As far as attention-grabbing stunts go, this is a pretty good one. The ACLU has been attempting to raise awareness of Amazon’s Rekognition software for some time, stating that it “raises profound civil liberties and civil rights concerns.”
For its part, Amazon has brushed these off, telling TechCrunch back in May, “As a technology, Amazon Rekognition has many useful applications in the real world.” In a bid to get Congress to sit up and take notice, however, the ACLU says it used Rekognition to scan images of every current member of Congress.
The ACLU claims the software falsely matched 28 members of Congress with arrest mugshots. “The members of Congress who were falsely matched with the mugshot database we used in the test include Republicans and Democrats, men and women, and legislators of all ages, from all across the country,” the organization writes in a statement.
Those tagged, however, “were disproportionately of people of color, including six members of the Congressional Black Caucus, among them civil rights legend Rep. John Lewis,” it adds.

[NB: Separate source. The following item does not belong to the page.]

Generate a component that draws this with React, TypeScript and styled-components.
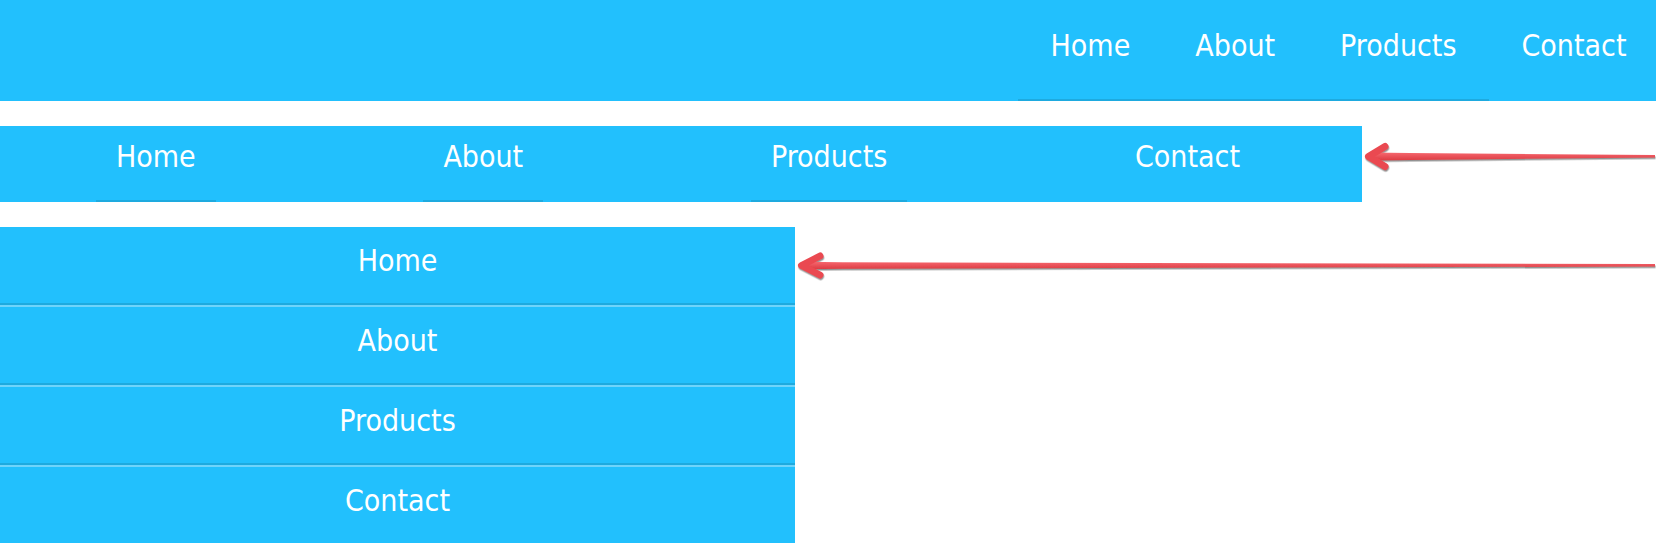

Amazon has, naturally, rejected the findings. The company noted that such technologies are used to narrow down results, rather than make arrests. “We remain excited about how image and video analysis can be a driver for good in the world,” it said in a statement.
That the service appears to have an outsized target on people of color, however, does add fuel to the ACLU’s existing privacy complaints. Earlier this month, Microsoft president Bradford L. Smith called for additional regulation for these technologies as they continue to become more of a mainstay for law enforcement.
“Facial recognition technology raises issues that go to the heart of fundamental human rights protections like privacy and freedom of expression,” Smith wrote. “These issues heighten responsibility for tech companies that create these products. In our view, they also call for thoughtful government regulation and for the development of norms around acceptable uses.”